Random gripe:

Oct 10, 2005 23:10

I don't know exactly what's bringing this on, but I need to get this off my chest now.

If one more person says to me, "We'll find you a man" or "Why don't you have a boyfriend?" or "Don't worry you'll find someone" or "Oh I'll hook you up with so and so" in response to my listening to their stupid boyfriend/husband story and then having nothing to say back, I may a) cry, b) punch them or c) go off. Because you know what? If it was so fucking easy for me to "find someone" obviously I would be fucking dating someone right now wouldn't I? I don't want your fucking sympathy. I'm not a charity case. I don't need you to pity me because your going home to your boyfriend tonight and I'm going home to my cat. You are not fucking better than me. I don't need a fucking boyfriend to make me equal to you or at your level. And you know what? I may never "find someone". I may find nothing but douchebag assholes for the rest of my life. Hey, I've found nothing but douchebag assholes for the first 22 years of it. Why does there automatically have to be some Cinderella ass,wishy washy, bullshit Hallmark solution to everyone's problems? Life isn't like that. Life is a fucking bitch. And its becoming utterly apparent to me lately that nothing in my life is going to be easy anymore.

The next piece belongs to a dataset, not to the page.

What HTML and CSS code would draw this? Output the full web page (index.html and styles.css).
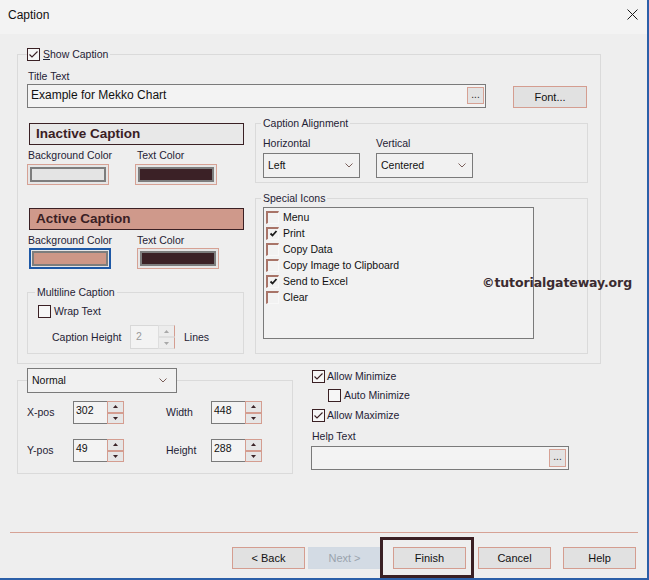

Not my job, not my living situation, not my friends, not my love life (or lack thereof), not my family, not even my fucking pets. And you know what? That's the hand I've been dealt. And shitty or not, I have to suck it up and deal with it. So goddammit, leave me the fuck alone. And fuck off.

Have a nice day.

Oh, and P.S. The Sox are gonna have their work cut out for them. But we're gonna beat some ass. Make no mistake. Otherwise, at the rate things are going for me right now, I will probobly just drive off a cliff.